- DATA SEGMENT -
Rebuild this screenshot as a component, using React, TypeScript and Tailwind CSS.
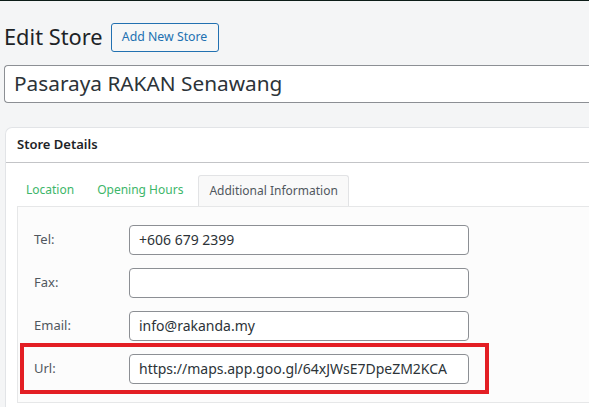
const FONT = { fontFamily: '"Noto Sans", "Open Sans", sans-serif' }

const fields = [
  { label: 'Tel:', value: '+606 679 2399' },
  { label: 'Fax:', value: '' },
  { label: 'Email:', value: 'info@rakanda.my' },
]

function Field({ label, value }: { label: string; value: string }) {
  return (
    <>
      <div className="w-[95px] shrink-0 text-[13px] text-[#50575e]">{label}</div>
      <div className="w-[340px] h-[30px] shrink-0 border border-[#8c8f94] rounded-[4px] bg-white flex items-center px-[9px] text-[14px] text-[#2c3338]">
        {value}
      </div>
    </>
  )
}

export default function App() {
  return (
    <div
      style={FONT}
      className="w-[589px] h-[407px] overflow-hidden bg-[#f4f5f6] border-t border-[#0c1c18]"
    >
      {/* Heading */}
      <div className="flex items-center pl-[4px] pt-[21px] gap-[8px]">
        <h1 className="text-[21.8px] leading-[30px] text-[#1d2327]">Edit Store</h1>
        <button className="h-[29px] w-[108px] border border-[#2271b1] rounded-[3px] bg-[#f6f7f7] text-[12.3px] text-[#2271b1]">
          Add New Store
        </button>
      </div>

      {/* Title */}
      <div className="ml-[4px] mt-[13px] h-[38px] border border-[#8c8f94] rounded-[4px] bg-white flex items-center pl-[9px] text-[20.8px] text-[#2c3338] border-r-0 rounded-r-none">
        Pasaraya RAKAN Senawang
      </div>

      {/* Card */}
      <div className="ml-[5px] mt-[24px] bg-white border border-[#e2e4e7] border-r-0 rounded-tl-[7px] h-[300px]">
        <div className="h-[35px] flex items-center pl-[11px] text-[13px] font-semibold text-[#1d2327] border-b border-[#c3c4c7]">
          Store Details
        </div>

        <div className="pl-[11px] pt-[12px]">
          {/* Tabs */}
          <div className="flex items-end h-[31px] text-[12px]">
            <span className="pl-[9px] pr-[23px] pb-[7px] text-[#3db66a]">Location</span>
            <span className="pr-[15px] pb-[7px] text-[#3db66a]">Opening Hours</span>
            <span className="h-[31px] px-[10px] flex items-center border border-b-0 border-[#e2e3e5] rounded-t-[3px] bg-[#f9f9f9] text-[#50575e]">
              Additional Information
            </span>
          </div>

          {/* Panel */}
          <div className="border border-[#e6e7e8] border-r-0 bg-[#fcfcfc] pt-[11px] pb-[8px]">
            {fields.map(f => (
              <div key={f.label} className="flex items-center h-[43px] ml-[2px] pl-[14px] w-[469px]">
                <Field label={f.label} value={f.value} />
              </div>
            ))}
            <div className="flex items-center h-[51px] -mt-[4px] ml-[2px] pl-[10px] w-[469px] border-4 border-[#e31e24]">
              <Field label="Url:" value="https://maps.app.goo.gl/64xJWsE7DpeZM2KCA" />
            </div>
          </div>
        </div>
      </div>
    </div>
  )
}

- WHAT THIS TASK INVOLVES -
Reproduce the listing word for word and omit its pictures.

- THE SOLUTION -
Rebuild this screenshot as a component, using React, TypeScript and Tailwind CSS.
const FONT = { fontFamily: '"Noto Sans", "Open Sans", sans-serif' }

const fields = [
  { label: 'Tel:', value: '+606 679 2399' },
  { label: 'Fax:', value: '' },
  { label: 'Email:', value: 'info@rakanda.my' },
]

function Field({ label, value }: { label: string; value: string }) {
  return (
    <>
      <div className="w-[95px] shrink-0 text-[13px] text-[#50575e]">{label}</div>
      <div className="w-[340px] h-[30px] shrink-0 border border-[#8c8f94] rounded-[4px] bg-white flex items-center px-[9px] text-[14px] text-[#2c3338]">
        {value}
      </div>
    </>
  )
}

export default function App() {
  return (
    <div
      style={FONT}
      className="w-[589px] h-[407px] overflow-hidden bg-[#f4f5f6] border-t border-[#0c1c18]"
    >
      {/* Heading */}
      <div className="flex items-center pl-[4px] pt-[21px] gap-[8px]">
        <h1 className="text-[21.8px] leading-[30px] text-[#1d2327]">Edit Store</h1>
        <button className="h-[29px] w-[108px] border border-[#2271b1] rounded-[3px] bg-[#f6f7f7] text-[12.3px] text-[#2271b1]">
          Add New Store
        </button>
      </div>

      {/* Title */}
      <div className="ml-[4px] mt-[13px] h-[38px] border border-[#8c8f94] rounded-[4px] bg-white flex items-center pl-[9px] text-[20.8px] text-[#2c3338] border-r-0 rounded-r-none">
        Pasaraya RAKAN Senawang
      </div>

      {/* Card */}
      <div className="ml-[5px] mt-[24px] bg-white border border-[#e2e4e7] border-r-0 rounded-tl-[7px] h-[300px]">
        <div className="h-[35px] flex items-center pl-[11px] text-[13px] font-semibold text-[#1d2327] border-b border-[#c3c4c7]">
          Store Details
        </div>

        <div className="pl-[11px] pt-[12px]">
          {/* Tabs */}
          <div className="flex items-end h-[31px] text-[12px]">
            <span className="pl-[9px] pr-[23px] pb-[7px] text-[#3db66a]">Location</span>
            <span className="pr-[15px] pb-[7px] text-[#3db66a]">Opening Hours</span>
            <span className="h-[31px] px-[10px] flex items-center border border-b-0 border-[#e2e3e5] rounded-t-[3px] bg-[#f9f9f9] text-[#50575e]">
              Additional Information
            </span>
          </div>

          {/* Panel */}
          <div className="border border-[#e6e7e8] border-r-0 bg-[#fcfcfc] pt-[11px] pb-[8px]">
            {fields.map(f => (
              <div key={f.label} className="flex items-center h-[43px] ml-[2px] pl-[14px] w-[469px]">
                <Field label={f.label} value={f.value} />
              </div>
            ))}
            <div className="flex items-center h-[51px] -mt-[4px] ml-[2px] pl-[10px] w-[469px] border-4 border-[#e31e24]">
              <Field label="Url:" value="https://maps.app.goo.gl/64xJWsE7DpeZM2KCA" />
            </div>
          </div>
        </div>
      </div>
    </div>
  )
}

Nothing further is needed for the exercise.